Dataset section –
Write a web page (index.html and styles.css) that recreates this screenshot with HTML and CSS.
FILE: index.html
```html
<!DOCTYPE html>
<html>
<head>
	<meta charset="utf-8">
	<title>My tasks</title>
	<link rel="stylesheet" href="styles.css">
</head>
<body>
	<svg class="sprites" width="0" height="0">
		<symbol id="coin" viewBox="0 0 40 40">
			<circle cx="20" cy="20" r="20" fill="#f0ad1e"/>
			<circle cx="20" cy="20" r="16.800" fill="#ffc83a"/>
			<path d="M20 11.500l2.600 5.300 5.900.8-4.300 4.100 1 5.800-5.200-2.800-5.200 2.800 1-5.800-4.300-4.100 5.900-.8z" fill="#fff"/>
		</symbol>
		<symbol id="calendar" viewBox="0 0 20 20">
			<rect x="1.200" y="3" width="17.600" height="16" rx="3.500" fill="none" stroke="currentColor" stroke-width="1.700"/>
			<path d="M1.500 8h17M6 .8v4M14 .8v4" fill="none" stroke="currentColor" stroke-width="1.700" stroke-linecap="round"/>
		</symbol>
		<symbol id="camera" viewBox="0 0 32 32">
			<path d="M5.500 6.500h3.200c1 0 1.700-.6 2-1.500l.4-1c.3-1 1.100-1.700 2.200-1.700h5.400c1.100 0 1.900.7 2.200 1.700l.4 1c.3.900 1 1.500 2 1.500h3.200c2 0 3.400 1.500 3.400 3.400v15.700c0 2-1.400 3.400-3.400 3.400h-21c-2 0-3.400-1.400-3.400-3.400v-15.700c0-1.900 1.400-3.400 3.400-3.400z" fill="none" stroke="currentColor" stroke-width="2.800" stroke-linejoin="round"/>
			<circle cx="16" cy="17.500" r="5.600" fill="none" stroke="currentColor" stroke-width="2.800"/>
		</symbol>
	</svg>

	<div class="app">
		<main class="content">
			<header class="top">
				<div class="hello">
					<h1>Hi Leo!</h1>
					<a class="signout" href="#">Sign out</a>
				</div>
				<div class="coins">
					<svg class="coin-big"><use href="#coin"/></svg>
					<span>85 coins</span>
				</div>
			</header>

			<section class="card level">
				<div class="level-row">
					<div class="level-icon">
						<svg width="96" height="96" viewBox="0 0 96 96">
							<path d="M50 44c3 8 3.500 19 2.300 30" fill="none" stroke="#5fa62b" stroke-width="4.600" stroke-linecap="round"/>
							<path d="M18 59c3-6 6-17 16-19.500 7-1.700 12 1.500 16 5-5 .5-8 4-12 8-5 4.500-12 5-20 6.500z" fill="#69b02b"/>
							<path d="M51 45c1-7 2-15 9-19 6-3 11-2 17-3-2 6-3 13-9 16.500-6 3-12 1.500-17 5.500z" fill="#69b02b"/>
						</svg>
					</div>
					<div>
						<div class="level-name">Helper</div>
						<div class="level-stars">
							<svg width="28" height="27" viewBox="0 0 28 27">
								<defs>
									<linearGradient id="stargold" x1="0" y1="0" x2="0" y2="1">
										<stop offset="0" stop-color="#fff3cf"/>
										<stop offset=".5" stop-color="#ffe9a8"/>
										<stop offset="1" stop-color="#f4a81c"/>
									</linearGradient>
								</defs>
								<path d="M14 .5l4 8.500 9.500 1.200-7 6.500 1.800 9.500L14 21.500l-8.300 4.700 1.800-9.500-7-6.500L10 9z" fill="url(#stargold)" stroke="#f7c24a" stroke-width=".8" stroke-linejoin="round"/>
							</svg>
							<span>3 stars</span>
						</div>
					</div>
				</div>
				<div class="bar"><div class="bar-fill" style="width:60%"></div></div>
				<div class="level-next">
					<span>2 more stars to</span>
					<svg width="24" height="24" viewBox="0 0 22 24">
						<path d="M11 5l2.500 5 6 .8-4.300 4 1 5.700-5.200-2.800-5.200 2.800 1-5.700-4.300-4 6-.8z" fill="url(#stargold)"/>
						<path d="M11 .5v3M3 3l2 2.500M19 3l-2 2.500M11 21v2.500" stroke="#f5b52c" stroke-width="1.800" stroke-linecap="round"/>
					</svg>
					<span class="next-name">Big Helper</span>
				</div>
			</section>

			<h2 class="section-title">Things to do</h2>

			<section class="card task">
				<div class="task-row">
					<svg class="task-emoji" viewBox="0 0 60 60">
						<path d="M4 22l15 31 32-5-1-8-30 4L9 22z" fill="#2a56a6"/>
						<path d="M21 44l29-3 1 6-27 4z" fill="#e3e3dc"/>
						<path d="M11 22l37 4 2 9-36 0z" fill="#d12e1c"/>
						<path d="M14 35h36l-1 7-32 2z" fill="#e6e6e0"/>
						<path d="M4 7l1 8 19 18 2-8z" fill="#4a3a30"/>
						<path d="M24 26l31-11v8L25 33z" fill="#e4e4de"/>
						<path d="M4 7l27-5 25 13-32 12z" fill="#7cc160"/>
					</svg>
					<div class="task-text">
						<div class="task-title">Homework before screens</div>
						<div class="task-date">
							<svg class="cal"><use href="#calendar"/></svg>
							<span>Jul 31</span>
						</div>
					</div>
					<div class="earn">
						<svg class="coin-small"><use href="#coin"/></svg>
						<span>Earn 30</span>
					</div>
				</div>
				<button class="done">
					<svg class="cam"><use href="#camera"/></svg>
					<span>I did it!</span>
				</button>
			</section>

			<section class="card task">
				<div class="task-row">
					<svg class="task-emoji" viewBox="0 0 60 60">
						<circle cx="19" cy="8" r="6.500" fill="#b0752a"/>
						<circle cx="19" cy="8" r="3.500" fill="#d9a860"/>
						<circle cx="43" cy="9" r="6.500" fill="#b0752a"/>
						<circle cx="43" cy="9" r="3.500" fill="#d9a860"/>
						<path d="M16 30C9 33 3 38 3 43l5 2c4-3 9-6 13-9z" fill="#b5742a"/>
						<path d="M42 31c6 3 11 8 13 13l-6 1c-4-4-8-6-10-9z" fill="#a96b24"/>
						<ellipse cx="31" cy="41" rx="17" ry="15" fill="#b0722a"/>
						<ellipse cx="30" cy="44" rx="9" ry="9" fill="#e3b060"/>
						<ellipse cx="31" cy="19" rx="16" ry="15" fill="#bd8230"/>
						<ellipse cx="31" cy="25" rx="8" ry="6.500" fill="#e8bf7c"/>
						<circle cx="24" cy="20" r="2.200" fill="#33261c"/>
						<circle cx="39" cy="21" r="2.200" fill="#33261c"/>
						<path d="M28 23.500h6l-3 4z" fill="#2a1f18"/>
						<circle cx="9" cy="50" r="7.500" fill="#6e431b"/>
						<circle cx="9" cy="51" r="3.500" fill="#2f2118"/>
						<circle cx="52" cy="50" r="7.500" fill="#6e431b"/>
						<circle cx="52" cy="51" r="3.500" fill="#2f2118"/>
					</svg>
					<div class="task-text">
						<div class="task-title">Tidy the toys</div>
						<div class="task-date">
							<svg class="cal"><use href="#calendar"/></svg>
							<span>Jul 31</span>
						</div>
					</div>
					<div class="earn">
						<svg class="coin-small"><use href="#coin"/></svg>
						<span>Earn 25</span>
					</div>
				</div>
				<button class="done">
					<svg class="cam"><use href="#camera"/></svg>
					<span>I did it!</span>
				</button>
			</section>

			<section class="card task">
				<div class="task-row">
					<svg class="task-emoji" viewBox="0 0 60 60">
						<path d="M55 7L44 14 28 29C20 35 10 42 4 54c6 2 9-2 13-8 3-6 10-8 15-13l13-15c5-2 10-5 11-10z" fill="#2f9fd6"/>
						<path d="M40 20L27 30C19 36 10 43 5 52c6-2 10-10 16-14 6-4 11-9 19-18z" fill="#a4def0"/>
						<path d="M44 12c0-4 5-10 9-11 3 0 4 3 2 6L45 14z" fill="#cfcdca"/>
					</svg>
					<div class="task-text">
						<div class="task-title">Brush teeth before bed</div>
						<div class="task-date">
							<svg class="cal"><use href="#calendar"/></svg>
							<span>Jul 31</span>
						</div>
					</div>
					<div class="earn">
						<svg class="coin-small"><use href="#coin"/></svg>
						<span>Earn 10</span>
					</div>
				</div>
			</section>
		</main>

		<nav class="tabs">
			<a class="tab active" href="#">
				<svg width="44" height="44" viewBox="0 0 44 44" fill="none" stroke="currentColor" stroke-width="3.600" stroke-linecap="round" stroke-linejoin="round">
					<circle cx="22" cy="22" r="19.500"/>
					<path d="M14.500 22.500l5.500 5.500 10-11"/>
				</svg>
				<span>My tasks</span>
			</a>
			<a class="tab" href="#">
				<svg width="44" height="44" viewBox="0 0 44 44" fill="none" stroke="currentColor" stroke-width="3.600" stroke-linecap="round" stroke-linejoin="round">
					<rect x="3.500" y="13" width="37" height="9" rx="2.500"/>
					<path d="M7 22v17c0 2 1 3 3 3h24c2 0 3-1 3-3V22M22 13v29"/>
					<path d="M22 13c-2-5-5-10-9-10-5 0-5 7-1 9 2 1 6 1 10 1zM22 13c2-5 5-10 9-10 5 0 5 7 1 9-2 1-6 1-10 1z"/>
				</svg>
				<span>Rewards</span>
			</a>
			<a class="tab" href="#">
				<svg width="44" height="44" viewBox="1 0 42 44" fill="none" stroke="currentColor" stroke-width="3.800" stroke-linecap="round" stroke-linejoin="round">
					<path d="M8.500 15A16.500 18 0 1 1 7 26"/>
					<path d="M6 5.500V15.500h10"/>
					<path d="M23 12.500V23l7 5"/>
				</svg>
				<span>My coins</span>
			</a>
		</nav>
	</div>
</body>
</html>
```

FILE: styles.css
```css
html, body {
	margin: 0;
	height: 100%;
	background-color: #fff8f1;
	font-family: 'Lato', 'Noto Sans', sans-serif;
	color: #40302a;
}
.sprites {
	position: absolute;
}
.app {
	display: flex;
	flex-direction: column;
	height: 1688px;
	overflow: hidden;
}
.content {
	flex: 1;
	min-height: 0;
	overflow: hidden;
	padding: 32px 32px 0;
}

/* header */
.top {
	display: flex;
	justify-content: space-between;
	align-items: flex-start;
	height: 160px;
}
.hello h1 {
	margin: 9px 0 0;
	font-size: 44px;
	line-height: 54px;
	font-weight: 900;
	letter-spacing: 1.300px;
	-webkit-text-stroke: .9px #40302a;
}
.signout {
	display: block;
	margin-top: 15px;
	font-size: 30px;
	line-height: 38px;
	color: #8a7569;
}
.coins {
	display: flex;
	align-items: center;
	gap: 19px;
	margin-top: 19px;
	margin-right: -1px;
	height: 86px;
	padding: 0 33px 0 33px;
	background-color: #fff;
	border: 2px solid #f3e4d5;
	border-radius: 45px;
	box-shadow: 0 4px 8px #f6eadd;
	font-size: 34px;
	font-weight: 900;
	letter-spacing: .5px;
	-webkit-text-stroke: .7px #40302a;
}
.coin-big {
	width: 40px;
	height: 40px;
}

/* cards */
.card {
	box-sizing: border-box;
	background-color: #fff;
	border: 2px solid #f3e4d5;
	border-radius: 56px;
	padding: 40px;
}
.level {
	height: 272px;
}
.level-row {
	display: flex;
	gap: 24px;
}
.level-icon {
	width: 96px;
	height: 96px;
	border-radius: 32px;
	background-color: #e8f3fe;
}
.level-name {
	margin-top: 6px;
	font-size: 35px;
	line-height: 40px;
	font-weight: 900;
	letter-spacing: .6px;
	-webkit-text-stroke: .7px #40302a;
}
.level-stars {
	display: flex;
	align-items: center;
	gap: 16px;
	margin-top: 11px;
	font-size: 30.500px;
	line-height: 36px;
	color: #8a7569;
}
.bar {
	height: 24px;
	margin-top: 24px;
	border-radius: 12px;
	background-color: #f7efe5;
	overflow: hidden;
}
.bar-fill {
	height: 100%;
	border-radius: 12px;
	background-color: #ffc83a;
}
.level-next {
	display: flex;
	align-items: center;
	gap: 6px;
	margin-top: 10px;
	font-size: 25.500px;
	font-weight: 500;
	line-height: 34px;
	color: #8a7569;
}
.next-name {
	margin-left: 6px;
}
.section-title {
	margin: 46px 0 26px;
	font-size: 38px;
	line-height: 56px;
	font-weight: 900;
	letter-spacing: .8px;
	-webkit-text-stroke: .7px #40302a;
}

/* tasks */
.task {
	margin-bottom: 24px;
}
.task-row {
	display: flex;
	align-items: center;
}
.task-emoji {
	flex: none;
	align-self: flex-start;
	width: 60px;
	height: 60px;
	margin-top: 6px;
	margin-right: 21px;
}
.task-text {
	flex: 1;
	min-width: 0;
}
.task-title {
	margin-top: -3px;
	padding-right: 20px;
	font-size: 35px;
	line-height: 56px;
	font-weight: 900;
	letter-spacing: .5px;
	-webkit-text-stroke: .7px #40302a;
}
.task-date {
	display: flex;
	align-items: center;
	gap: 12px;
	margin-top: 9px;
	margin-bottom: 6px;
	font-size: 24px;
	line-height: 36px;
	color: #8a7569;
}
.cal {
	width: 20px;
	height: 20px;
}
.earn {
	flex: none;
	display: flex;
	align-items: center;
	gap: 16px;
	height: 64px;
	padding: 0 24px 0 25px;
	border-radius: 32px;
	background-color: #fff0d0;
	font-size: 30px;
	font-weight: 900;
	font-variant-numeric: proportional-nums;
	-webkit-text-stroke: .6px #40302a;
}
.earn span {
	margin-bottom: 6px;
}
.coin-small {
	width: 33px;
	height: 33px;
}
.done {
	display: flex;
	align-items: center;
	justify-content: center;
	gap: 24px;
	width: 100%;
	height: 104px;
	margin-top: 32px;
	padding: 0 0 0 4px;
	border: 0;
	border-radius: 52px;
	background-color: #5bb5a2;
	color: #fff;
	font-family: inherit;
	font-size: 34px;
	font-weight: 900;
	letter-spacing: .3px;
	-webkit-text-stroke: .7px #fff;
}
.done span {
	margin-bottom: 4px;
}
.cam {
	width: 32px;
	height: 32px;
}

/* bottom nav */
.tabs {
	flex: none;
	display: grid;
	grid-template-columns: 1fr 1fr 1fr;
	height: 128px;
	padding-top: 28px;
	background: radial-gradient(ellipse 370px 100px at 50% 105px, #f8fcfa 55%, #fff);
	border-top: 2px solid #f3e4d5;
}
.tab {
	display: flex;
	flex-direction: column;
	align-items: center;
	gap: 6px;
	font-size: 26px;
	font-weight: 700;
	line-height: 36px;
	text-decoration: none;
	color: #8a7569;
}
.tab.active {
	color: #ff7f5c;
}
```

Exercise description – Gather each line of the listing that holds the string "styles".

Result of this exercise –
Write a web page (index.html and styles.css) that recreates this screenshot with HTML and CSS.
	<link rel="stylesheet" href="styles.css">
FILE: styles.css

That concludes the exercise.